Author Information
Walter R.T. Witschey initiated his life-long love of archaeology reading Gods, Graves, and Scholars, by C.W. Ceram, a 12th birthday present. Educational and work-world detours from then to a career in archaeology were numerous.
He graduated from Princeton University with a B.A. in physics, specializing in particle physics and acquiring basic computer skills. He took an M.B.A. at the Darden School of the University of Virginia, using his computer skills to explore problems in operations research, especially queuing theory. After graduation, he joined IBM as a systems engineer in Richmond, Va., specializing in solving operations research problems for a wide range of science- and medicine-based college and business organizations.
In 1969, he and other IBM alumni formed a computer services business, which he headed until 1984. With a dual focus on pre-internet time-sharing services, and facility management of transaction processing systems (particularly Medicaid claims processing), the business grew to $35 million annual sales and 1,200 employees.
In 1985 he at last had the opportunity to return to archaeology, and moved his family to New Orleans where he took an M.A. and Ph.D. in anthropology, specializing in the archaeology of the Maya area. From 1987–1992, he served as Principal Investigator for the Caribbean coastal Maya site Muyil.
In 1992, he returned to Richmond and served for fifteen years as the director of the multi-site state-agency Science Museum of Virginia. He and Dr. Brown began their efforts to create the Electronic Atlas of Ancient Maya Sites, a project that continues today, data from which was used to prepare this volume.
In 2007, he retired from the Science Museum to become Professor of Anthropology and Science Education at Longwood University, teaching anthropology, archaeology, and geographic information systems, where he served until retirement in 2020.
With Dr. Brown, he is the co-author of Historical Dictionary of Mesoamerica, and is author/editor of Encyclopedia of the Ancient Maya. Together they authored “The fractal geometry of ancient Maya settlement” and “The Broken Past: Fractals in Archaeology” with Larry S. Liebovitch.
He and his wife Joan have five children, thirteen grandchildren, and two great-grandchildren.
Clifford T. Brown has been fascinated with archaeology and prehistory since he was a child. He enrolled at Yale University at the age of 17 and was graduated, cum laude, with a B.A. in Archaeology four days after his 21st birthday. As an undergraduate, he participated in laboratory research in Chiapas, Mexico, and in fieldwork in Veracruz, Mexico.
He took his M.A. and Ph.D. in Anthropology at Tulane University. While in graduate school, he worked at the ancient Maya sites of Muyil, Quintana Roo, Ek Balam, Yucatán, and Copán, Honduras. At Copán, he excavated Temple 30 on the Acropolis. He then spent two years excavating at the ancient Maya capital city of Mayapán, the largest of all Maya sites in its heyday. He is currently excavating in western Nicaragua. His research interests include mathematical methods in archaeology, fractal analysis, archaeological econophysics, and many other unusual topics.

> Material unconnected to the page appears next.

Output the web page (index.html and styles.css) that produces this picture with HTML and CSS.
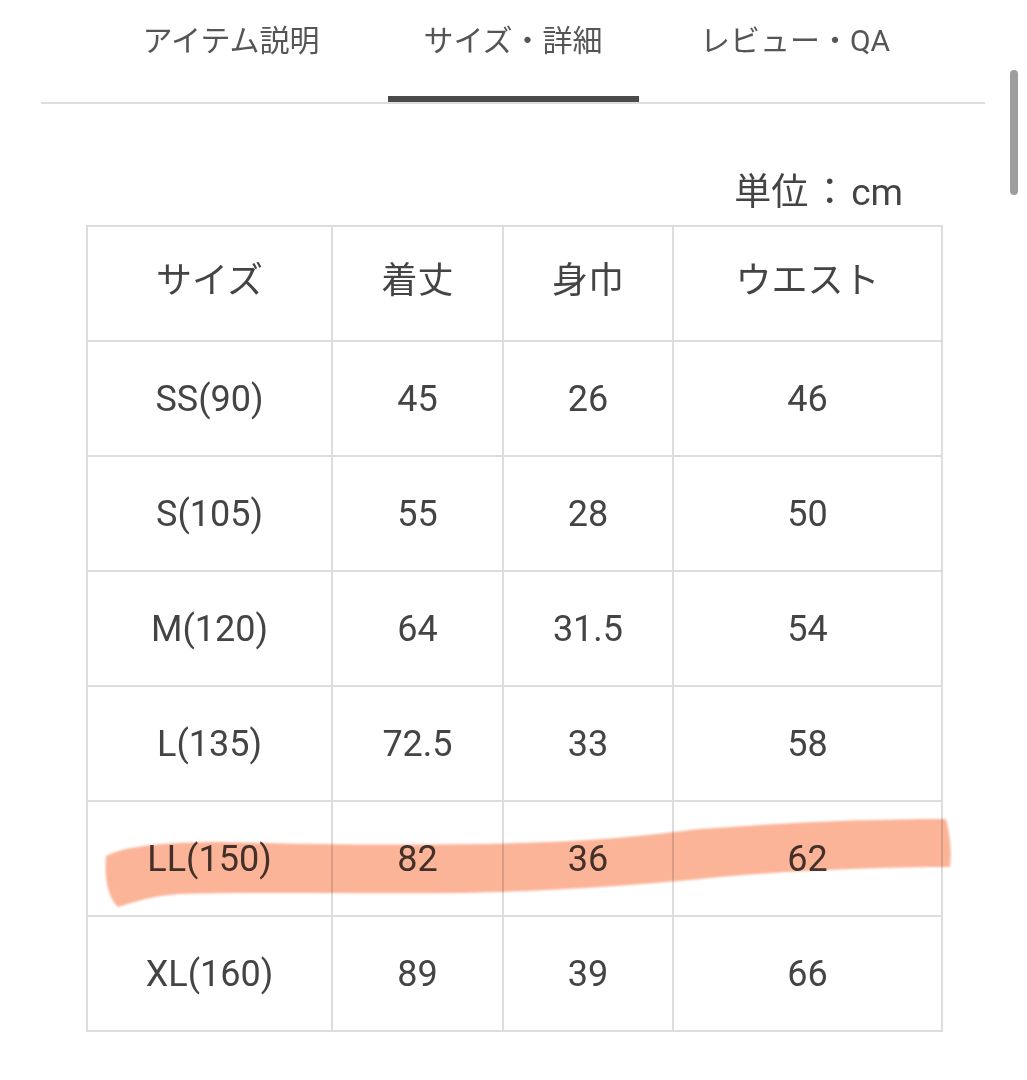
FILE: index.html
```html
<!DOCTYPE html>
<html lang="ja">
<head>
<meta charset="utf-8">
<title>サイズ・詳細</title>
<link rel="stylesheet" href="styles.css">
</head>
<body>
<nav class="tabs">
  <div class="tab">アイテム説明</div>
  <div class="tab active">サイズ・詳細</div>
  <div class="tab">レビュー・QA</div>
</nav>
<main class="content">
  <div class="unit">単位<span class="colon">：</span>cm</div>
  <table class="size-table">
    <colgroup>
      <col class="c1"><col class="c2"><col class="c3"><col class="c4">
    </colgroup>
    <tr class="head"><td>サイズ</td><td>着丈</td><td>身巾</td><td>ウエスト</td></tr>
    <tr><td>SS(90)</td><td>45</td><td>26</td><td>46</td></tr>
    <tr><td>S(105)</td><td>55</td><td>28</td><td>50</td></tr>
    <tr><td>M(120)</td><td>64</td><td>31.5</td><td>54</td></tr>
    <tr><td>L(135)</td><td>72.5</td><td>33</td><td>58</td></tr>
    <tr><td>LL(150)</td><td>82</td><td>36</td><td>62</td></tr>
    <tr><td>XL(160)</td><td>89</td><td>39</td><td>66</td></tr>
  </table>
</main>
<div class="scrollbar"></div>
<svg class="marker" width="1027" height="1080" viewBox="0 0 1027 1080">
  <path d="M106,856 C 125,846 165,842 220,842 C 300,844 400,846 520,843 C 600,841 650,835 700,829 C 780,823 860,819 946,819 C 950,835 952,850 950,867 C 880,867 800,870 720,877 C 640,885 560,891 460,893 C 360,894 260,892 180,894 C 150,896 132,903 118,907 C 108,898 104,878 106,856 Z"/>
</svg>
</body>
</html>
```

FILE: styles.css
```css
html, body {
  margin: 0;
  padding: 0;
  background: #ffffff;
}
body {
  width: 1027px;
  height: 1080px;
  position: relative;
  overflow: hidden;
  font-family: Roboto, "Noto Sans CJK JP", sans-serif;
  color: #444444;
}
.tabs {
  margin: 0 42px 0 41px;
  height: 102px;
  border-bottom: 2px solid #dddddd;
  display: flex;
  justify-content: center;
}
.tab {
  width: 282px;
  padding-top: 21px;
  line-height: 40px;
  font-size: 30px;
  text-align: center;
  color: #555555;
  position: relative;
}
.tab.active::after {
  content: "";
  position: absolute;
  left: 50%;
  bottom: 0;
  width: 251px;
  height: 6px;
  margin-left: -125px;
  background: #4a4a4a;
}
.content {
  margin-left: 86px;
  width: 857px;
}
.unit {
  margin-top: 65px;
  height: 56px;
  line-height: 48px;
  font-size: 37px;
  text-align: right;
  padding-right: 40px;
  color: #444444;
}
.colon {
  margin: 0 3px;
}
.size-table {
  border-collapse: separate;
  border-spacing: 2px;
  background: #dddddd;
  table-layout: fixed;
  width: 857px;
}
.c1 { width: 243px; }
.c2 { width: 169px; }
.c3 { width: 168px; }
.c4 { width: 267px; }
.size-table td {
  background: #ffffff;
  height: 113px;
  padding: 0;
  text-align: center;
  vertical-align: middle;
  font-size: 36px;
  color: #444444;
}
.size-table .head td {
  padding-bottom: 14px;
  height: 99px;
}
.scrollbar {
  position: absolute;
  left: 1010px;
  top: 70px;
  width: 8px;
  height: 125px;
  border-radius: 4px;
  background: #9e9e9e;
}
.marker {
  position: absolute;
  left: 0;
  top: 0;
  mix-blend-mode: multiply;
  filter: blur(1.2px);
}
.marker path {
  fill: #fbb498;
}
```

Before coming to Florida Atlantic University in 2002, he served for four years as Senior Archaeologist at the United States Department of the Navy. He is currently a Professor in the Department of Anthropology. To date, he has published two books, a score of peer-reviewed articles and book chapters, and many smaller items. He is also author or co-author of over 30 technical reports on archaeological investigations. He teaches undergraduate and graduate courses in archaeology.